◆ Dataset rows:
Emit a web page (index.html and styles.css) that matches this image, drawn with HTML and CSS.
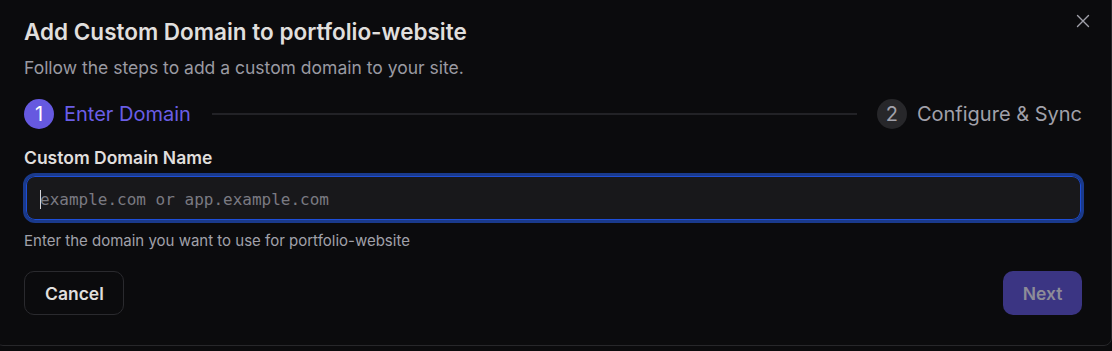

--

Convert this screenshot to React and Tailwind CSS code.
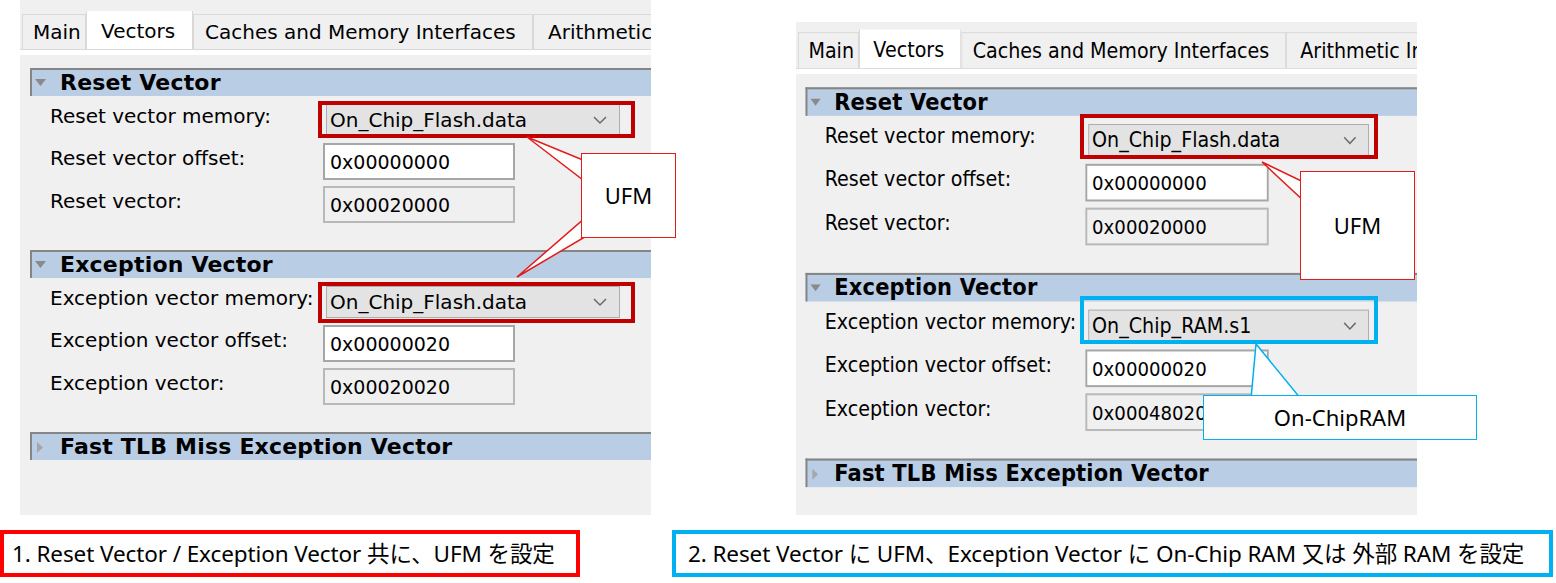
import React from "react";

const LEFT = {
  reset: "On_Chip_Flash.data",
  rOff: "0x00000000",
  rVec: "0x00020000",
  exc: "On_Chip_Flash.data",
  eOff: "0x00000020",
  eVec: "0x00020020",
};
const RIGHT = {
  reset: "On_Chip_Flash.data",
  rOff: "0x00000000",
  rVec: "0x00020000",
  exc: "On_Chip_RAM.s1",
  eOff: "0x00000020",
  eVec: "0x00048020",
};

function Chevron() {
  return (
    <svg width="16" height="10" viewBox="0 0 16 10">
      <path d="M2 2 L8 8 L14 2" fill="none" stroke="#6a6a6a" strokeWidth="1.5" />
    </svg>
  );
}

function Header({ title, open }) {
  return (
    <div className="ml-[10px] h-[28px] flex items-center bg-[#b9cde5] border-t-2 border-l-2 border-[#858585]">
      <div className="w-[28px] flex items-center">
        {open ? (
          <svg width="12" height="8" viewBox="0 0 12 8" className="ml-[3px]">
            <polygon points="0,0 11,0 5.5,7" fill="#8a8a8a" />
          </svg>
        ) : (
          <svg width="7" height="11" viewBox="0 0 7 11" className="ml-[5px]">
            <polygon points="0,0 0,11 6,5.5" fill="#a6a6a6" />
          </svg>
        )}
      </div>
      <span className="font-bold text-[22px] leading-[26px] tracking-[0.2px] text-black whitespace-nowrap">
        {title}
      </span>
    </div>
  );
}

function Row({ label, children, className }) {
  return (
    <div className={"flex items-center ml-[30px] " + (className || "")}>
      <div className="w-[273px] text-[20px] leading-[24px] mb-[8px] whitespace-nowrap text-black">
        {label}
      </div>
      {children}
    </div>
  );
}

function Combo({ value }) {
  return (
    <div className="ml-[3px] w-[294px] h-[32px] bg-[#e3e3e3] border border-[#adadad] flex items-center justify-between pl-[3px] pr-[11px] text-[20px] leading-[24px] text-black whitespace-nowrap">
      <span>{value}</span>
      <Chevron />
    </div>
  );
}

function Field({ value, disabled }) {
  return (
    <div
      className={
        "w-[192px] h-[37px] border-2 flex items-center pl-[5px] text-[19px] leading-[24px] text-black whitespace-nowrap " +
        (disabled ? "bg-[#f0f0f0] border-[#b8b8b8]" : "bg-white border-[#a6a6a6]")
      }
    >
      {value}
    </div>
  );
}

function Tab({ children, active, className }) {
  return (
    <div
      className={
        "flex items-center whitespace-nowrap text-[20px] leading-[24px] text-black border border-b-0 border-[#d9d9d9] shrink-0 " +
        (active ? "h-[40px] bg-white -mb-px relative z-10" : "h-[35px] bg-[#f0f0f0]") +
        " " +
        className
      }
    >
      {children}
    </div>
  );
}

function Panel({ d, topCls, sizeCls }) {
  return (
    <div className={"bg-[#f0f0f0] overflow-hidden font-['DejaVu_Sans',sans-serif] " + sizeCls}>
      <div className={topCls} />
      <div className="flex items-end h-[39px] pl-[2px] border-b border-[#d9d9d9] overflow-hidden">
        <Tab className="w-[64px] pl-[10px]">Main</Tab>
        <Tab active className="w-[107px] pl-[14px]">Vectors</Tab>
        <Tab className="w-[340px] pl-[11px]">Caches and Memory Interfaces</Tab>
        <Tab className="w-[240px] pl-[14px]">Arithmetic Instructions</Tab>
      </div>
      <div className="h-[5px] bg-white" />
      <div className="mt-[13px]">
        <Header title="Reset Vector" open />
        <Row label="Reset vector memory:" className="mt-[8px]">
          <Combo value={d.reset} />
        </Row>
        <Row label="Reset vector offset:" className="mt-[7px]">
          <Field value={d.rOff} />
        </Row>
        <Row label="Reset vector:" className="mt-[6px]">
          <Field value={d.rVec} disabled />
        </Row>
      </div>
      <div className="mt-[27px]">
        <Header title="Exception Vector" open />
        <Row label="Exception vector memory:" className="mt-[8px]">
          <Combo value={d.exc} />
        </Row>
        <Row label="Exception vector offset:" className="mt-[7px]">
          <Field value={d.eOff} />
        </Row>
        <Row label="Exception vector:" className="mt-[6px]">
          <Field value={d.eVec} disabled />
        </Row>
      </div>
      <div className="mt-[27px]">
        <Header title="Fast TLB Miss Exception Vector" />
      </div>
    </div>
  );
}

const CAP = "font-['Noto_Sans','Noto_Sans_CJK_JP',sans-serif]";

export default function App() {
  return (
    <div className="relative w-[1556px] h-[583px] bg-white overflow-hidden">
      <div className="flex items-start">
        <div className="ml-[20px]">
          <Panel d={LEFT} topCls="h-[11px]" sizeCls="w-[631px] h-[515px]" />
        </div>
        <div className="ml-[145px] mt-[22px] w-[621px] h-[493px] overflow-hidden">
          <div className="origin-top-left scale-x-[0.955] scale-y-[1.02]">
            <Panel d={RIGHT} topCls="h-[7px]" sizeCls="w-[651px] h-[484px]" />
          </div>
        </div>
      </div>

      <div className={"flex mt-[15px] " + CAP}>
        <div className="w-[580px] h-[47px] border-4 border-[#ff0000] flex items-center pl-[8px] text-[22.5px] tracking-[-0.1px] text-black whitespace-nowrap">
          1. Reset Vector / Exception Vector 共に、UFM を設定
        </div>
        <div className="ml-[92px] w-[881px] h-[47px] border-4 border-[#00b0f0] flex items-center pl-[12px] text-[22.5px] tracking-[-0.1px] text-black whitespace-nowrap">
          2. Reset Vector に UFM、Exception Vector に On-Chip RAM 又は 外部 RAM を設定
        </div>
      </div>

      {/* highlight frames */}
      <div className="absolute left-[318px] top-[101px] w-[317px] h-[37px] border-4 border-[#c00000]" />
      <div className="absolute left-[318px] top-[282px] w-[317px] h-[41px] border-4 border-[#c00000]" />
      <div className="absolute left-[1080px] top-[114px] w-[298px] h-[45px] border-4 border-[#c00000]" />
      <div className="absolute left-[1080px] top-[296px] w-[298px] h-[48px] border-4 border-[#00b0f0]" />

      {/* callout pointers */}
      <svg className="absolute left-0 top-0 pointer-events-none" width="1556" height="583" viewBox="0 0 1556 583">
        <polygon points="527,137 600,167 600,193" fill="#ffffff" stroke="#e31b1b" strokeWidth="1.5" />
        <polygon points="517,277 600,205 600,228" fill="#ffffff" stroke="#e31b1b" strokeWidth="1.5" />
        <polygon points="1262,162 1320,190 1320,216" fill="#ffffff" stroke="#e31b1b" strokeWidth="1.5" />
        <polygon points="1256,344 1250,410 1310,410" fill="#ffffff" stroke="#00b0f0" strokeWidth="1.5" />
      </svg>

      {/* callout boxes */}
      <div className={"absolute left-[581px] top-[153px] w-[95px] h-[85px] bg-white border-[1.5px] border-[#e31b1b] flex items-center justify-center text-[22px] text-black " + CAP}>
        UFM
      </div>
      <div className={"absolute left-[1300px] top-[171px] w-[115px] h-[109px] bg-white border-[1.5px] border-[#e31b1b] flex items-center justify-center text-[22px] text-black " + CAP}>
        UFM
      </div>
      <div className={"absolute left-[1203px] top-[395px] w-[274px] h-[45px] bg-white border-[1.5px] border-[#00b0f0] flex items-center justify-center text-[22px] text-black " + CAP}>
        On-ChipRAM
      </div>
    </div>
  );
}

◆ Given problem:
Tell how many lines of the data above hold the string "React". Give only the number.

◆ Written response:
2